Molecular Rigidification of Cyclometalated N∧C∧N Pt(II)- and Pd(II)-Based Triplet Emitters

Abstract

In an effort to develop transition metal complexes with efficient phosphorescence, we synthesized cyclometalated complexes [M(N^∧C^∧N)Cl] (M = Pd or Pt) with amine groups NH(C₆H₅) at the two ortho-positions of the pyridyl rings (HL^NHPh) or NH(C₆H₅CH₂) (HL^NHBn) for intramolecular hydrogen bonding with the Cl^– coligand. Single-crystal X-ray diffractometry confirmed the hydrogen bonding and showed a distorted square planar geometry around the metal centers with τ₄ values of around 0.25 due to marked distortion of the Cl^– coligand from the coordination plane. Long-wavelength UV–vis absorption energies are increased for Pt vs Pd.
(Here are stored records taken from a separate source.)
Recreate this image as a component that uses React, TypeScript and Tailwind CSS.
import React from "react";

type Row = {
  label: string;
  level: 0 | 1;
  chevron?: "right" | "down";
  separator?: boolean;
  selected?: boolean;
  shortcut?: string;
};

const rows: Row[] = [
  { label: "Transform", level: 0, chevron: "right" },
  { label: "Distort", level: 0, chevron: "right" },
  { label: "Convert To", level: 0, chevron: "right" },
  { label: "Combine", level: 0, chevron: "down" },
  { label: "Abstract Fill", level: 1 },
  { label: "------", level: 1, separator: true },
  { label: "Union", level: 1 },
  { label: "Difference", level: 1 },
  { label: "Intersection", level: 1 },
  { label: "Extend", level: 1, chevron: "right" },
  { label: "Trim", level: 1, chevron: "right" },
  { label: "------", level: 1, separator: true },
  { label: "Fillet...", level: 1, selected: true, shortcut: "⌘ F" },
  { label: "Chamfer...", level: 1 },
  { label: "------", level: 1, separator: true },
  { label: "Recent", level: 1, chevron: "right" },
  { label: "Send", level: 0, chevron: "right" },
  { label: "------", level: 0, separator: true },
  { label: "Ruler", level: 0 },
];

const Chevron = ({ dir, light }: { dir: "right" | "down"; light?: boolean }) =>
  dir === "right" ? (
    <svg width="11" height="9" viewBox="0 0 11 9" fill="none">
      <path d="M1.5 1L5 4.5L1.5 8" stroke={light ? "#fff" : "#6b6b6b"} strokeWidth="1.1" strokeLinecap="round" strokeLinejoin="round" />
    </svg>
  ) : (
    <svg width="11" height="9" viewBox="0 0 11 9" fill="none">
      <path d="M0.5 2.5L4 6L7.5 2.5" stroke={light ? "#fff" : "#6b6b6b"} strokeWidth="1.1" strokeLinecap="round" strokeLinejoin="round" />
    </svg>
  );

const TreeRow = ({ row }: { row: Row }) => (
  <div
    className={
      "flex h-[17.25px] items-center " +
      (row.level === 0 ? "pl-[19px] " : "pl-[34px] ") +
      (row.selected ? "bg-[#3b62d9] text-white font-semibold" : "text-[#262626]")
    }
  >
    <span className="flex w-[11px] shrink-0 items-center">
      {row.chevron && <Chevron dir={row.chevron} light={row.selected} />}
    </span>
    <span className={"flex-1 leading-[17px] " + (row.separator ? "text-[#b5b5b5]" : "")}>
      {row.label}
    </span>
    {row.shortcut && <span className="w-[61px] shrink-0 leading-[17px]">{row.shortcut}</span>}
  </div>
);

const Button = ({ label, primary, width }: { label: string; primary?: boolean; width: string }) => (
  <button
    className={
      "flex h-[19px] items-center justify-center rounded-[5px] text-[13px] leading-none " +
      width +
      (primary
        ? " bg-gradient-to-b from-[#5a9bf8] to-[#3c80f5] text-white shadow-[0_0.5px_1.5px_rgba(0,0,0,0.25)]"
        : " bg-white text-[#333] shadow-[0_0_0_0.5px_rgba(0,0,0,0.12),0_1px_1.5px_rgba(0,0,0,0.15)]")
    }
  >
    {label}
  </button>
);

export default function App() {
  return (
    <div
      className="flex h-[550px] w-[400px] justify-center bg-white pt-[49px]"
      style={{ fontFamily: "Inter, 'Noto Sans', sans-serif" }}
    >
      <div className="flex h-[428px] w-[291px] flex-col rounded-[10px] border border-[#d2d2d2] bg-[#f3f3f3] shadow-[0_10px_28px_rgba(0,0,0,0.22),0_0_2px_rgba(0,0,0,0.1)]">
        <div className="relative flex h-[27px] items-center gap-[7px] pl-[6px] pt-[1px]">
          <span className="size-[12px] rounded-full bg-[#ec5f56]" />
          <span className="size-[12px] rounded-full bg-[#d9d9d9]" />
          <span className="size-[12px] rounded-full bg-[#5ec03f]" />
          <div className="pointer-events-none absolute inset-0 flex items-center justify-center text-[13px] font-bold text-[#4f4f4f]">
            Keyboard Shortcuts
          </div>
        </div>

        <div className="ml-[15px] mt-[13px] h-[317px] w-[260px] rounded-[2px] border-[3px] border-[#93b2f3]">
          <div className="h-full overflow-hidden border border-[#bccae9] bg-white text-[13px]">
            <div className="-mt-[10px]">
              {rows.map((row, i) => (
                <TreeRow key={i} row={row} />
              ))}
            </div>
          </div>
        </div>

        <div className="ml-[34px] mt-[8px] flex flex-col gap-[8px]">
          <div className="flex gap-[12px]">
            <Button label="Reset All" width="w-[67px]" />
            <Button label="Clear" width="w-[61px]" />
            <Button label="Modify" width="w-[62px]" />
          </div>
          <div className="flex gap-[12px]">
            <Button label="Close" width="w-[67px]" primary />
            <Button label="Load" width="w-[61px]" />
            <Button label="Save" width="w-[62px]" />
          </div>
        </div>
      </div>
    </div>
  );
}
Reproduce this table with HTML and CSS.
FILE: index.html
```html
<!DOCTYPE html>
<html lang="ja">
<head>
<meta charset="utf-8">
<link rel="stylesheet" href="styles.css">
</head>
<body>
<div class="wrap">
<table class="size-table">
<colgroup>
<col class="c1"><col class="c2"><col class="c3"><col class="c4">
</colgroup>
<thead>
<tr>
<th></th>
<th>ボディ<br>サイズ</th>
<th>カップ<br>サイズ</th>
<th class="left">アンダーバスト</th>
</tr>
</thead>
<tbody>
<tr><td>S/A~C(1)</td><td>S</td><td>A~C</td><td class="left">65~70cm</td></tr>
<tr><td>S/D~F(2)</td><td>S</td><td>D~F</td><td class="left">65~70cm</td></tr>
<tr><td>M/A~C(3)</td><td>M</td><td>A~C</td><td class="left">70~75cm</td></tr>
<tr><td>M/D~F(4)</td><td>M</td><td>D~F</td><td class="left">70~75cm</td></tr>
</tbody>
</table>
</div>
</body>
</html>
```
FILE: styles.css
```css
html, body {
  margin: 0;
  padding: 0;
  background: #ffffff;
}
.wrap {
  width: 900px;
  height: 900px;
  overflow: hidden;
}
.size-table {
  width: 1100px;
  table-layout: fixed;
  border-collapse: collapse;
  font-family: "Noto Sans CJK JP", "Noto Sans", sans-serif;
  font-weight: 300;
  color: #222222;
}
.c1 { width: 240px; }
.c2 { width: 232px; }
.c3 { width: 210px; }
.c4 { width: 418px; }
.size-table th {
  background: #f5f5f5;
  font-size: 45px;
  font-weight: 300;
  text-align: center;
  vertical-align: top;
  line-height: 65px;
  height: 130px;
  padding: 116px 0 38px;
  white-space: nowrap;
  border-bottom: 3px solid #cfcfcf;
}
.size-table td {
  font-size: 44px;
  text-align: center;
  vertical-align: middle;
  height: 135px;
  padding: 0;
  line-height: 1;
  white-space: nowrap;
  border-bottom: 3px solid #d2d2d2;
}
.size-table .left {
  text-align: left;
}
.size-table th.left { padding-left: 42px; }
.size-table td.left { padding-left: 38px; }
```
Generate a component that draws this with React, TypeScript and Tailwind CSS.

The Pt(II) complexes are intense triplet emitters in solution at 298 K (λ_max = 520 nm) and at 77 K. The Pd(II) derivatives showed vibrationally structured phosphorescence bands in a frozen glassy matrix at 77 K resembling those of the Pt complexes but were nonemissive in liquid solutions at 298 K. The DFT-optimized electronic structures of the complexes show comparable geometries in their singlet ground state (S₀) and in the first triplet (T₁) excited states. Both are distorted by a combination of steric repulsion of the bulky ortho-RNH groups of the tridentate N^∧C^∧N ligands, the Cl^– coligand, and the N–H···Cl···H–N hydrogen bonds.